PRODUCT NETS

Product Nets result from augmenting Petri Nets with inhibitor arcs and erase arcs by arc labels, transition inscriptions and individual tokens.

Definition

A Product Net consists of

a preamble in which the used sets and functions are defined
an unlabelled net with a set of places S, a set of transitions T and a set of arcs comprising inhibitor arcs and erase arcs
a labelling with
- arc labels for each arc, which are n-tuples of terms which may be preceded by multiplicities
- transition inscriptions (optional), which are predicates in the bound variables of the transition
- domains for places (define the tokens that may be present at the places), which are products of sets or subsets of products

Marking

A Marking M of a Product Net is a family of mappings, each one placing (one or more) specific elements of the appropriate domain at each place of the net.

Interpretation

An interpretation is an assignment to each variable x of a value from a specific range of values.
A permissable interpretation of the bound variables of a transition t is an interpretation which satisfies:

Bound variables are assigned only natural numbers or those values that are elements of the sets defined in the preamble.
Interpretations of the bound variables of a transition t are extendable to all terms which appear in the input and output arc labels and, possibly, in the transition inscriptions.
The extension of the interpretation over labels of the input and output arcs must result in markings according to the domain of the respective place.

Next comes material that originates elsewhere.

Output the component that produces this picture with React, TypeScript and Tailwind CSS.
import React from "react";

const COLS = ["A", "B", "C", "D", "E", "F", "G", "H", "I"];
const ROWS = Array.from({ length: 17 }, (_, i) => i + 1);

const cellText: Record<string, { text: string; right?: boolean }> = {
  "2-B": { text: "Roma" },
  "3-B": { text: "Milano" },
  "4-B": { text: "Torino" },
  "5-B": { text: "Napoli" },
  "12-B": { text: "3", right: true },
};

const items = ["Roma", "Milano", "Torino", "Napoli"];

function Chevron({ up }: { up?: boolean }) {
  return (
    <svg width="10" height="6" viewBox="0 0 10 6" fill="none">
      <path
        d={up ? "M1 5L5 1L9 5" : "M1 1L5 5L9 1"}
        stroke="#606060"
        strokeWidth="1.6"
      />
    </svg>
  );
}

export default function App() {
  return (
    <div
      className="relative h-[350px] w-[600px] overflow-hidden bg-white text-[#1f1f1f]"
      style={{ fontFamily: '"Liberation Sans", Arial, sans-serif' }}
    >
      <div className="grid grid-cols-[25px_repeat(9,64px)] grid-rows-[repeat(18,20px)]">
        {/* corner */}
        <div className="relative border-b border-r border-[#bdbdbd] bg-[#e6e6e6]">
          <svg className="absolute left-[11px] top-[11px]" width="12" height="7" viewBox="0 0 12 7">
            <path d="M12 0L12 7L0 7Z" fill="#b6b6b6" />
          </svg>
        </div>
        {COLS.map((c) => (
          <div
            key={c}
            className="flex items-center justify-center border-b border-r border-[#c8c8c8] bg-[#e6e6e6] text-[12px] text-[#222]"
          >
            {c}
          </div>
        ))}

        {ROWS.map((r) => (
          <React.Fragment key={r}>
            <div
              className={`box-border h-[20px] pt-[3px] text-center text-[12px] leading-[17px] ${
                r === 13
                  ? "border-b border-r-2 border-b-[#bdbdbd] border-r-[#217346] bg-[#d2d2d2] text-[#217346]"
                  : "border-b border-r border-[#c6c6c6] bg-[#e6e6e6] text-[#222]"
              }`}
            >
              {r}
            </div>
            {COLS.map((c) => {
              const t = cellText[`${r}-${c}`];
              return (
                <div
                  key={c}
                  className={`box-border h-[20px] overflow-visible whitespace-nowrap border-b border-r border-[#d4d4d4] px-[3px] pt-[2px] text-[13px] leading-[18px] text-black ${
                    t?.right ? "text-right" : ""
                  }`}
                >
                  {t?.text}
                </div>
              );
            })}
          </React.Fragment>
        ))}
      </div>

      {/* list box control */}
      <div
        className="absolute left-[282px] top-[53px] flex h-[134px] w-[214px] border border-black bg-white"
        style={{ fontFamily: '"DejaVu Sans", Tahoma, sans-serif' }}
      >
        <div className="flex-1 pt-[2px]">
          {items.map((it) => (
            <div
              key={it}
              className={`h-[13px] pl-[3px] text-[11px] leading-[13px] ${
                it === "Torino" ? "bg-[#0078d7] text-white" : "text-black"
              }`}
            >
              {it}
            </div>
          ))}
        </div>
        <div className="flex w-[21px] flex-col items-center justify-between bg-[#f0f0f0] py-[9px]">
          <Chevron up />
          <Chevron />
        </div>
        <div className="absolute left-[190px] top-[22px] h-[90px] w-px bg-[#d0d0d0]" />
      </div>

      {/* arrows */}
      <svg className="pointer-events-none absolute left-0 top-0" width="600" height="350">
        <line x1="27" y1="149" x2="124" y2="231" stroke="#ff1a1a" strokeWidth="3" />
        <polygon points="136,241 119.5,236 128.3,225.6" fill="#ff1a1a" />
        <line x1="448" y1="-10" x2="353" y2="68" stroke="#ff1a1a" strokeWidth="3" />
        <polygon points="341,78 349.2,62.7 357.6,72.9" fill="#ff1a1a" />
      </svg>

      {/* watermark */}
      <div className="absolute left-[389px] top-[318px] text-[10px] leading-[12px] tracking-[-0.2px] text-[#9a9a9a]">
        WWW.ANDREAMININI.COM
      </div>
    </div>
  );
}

Each permissible interpretation of the bound variable of a transition t is assigned a threshold marking, which is defined through the extension of the interpretation onto the labels of the input arcs.

Transition Rule

A transition t is enabled under a marking M and by a permissible interpretation of its bound variables if the following holds:

At the input places of t there must be at least the tokens of the threashold marking.
The transition inscription - if present - must be true under the given interpretation.
No token from the respective inhibitor set may reside at the inhibitor places of t.

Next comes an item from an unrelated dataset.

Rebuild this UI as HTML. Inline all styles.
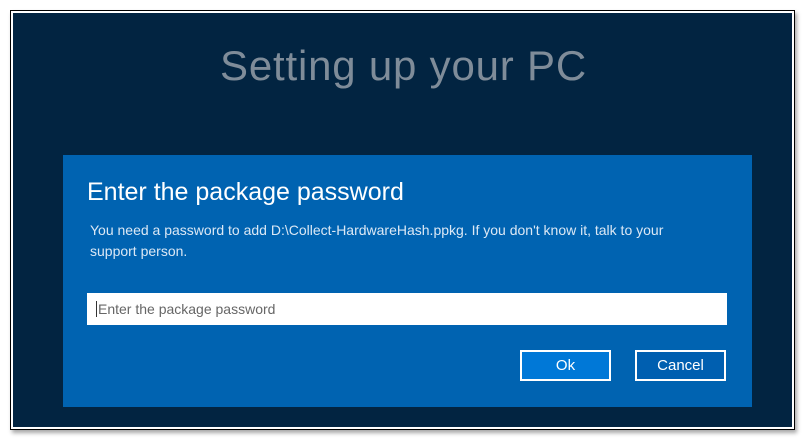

The occurrence of the transition t generates the successor marking, which can be described in three steps:

The marking of the input places is reduced by the marking which is described by the extension of the interpretation of t over the labels of the respective input arcs; i.e., the marking is decremented by the threshold marking.
All tokens that are elements of the respective erase sets are removed from the erase places.
The marking of the output places is increased by the marking which is described by the extension of the interpretation of t over the respective output arcs.

Sample Net

Preamble:

X, Y and Z are bound variables of the transition, and #U and #V are free variables.

Tools

The Product Net Machine is an integrated tool for the specification and the analysis of Product Nets.

References

H. J. Burkhardt, P. Ochsenschläger, R. Prinoth: Product Nets - A formal description technique for cooperating systems [bop89]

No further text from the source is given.